Dans un communiqué diffusé le 31 juillet, l’ONG Friends of Earth Europe (FOEE) s’est félicitée du soutien de la Médiatrice dans sa lutte pour obtenir davantage de transparence dans les négociations relatives au TTIP.
"Le TTIP est le plus grand accord de libre-échange jamais négocié et il aura un impact sur presque tous les aspects de la vie des citoyens des deux rives de l'Atlantique. Les gens ont le droit de savoir ce qui se négocie en leur nom et ce qui conduit les négociations", rappelle Paul de Clerck, coordinateur de l’ONG.
Les appels de la société civile pour plus de transparence sont largement restés lettre morte, y compris un courrier de FOEE au commissaire Karel De Gucht, en mai, au nom de 257 organisations de la société civile, poursuit l'ONG, qui relève que ses demandes d'accès aux documents ont la plupart du temps été rejetées.
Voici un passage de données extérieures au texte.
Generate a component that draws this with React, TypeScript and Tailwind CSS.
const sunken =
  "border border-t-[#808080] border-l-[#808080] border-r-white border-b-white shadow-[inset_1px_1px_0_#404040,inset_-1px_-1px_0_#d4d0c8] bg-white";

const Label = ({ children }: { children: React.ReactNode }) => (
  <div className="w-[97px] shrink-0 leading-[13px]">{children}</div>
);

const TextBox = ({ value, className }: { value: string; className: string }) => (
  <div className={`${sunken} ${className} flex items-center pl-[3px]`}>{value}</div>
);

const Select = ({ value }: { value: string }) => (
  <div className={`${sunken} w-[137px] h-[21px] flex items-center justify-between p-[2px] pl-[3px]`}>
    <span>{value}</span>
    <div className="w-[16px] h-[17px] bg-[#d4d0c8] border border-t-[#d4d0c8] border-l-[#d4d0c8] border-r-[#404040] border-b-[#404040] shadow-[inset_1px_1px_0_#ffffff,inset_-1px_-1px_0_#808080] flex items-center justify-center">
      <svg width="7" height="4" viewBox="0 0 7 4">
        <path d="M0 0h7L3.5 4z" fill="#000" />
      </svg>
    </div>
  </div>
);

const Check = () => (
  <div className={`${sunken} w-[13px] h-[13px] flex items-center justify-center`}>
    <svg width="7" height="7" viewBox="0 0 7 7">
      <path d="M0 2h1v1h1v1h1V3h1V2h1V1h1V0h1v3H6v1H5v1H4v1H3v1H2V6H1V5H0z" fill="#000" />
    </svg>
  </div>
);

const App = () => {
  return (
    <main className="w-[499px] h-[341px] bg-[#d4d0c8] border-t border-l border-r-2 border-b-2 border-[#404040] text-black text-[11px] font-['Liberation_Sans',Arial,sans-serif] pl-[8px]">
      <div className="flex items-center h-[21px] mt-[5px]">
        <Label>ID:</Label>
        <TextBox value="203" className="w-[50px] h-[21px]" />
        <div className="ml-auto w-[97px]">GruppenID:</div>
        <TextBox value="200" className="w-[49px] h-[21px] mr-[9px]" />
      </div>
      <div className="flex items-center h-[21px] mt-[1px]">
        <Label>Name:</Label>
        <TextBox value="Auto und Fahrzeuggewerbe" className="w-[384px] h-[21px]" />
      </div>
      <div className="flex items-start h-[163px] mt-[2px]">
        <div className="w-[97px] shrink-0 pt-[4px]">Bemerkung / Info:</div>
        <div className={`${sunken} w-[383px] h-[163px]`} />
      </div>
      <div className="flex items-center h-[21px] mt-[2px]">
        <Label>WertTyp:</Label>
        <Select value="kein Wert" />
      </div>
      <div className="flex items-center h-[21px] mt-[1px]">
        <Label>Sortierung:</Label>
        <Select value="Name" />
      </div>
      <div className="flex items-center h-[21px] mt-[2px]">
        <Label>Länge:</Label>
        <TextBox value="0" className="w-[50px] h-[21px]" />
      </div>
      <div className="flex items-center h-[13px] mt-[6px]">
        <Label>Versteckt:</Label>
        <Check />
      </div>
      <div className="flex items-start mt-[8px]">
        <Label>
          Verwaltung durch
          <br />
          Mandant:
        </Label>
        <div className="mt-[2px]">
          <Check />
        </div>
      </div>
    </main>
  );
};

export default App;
Et de rappeler que le secret autour des négociations TTIP a été critiqué après les révélations du lobbying écrasant de l'industrie dans ces négociations et des preuves que des propositions en cours de discussion pourraient miner de manière significative la protection des citoyens et de l'environnement.
"Nous sommes heureux que le médiateur s'interroge sur le manque de transparence. La Commission et le Conseil ont refusé de fournir des documents clés à la société civile et sont extrêmement lents pour répondre aux demandes d'accès aux documents. Dans le même temps, la Commission est en permanence autour de la table avec les lobbies du business pour discuter de ce qu'il faut inclure dans le TTIP. Nous croyons que l'intérêt public est en danger", conclut Paul de Clerck.
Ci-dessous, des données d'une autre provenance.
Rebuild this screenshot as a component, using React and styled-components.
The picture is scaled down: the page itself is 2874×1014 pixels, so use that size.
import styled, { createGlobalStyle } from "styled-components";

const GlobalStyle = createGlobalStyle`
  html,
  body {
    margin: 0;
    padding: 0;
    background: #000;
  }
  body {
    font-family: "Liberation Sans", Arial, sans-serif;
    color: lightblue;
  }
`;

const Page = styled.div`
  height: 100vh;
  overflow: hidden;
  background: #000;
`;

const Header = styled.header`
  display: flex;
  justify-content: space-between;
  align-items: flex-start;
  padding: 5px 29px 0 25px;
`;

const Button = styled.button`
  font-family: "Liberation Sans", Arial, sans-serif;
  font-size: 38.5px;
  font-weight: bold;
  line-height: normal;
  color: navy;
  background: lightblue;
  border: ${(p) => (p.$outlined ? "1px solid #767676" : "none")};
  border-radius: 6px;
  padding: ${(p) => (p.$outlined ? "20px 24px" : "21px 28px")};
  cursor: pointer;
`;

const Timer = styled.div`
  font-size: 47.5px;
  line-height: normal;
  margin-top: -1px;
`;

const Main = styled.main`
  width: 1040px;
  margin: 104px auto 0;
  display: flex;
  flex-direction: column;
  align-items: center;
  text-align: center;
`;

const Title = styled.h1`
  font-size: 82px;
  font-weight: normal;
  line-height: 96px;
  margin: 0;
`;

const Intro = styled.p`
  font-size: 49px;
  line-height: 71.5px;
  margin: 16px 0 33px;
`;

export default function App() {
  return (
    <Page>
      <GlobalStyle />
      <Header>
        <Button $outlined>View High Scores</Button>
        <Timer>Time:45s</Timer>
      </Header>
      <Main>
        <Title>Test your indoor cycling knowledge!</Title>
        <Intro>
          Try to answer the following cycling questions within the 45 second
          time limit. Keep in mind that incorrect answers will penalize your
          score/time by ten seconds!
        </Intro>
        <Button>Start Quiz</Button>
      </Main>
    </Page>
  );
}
Le 29 juillet 2014, la Direction générale Commerce de la Commission européenne a de son côté publié un état des lieux des négociations de libre-échange entre l'UE et les USA après six tours de pourparlers, le dernier en date s'étant clos le 18 juillet. Ce texte présente les thèmes abordés par les négociateurs de l’UE et des USA sans entrer dans le détail des négociations.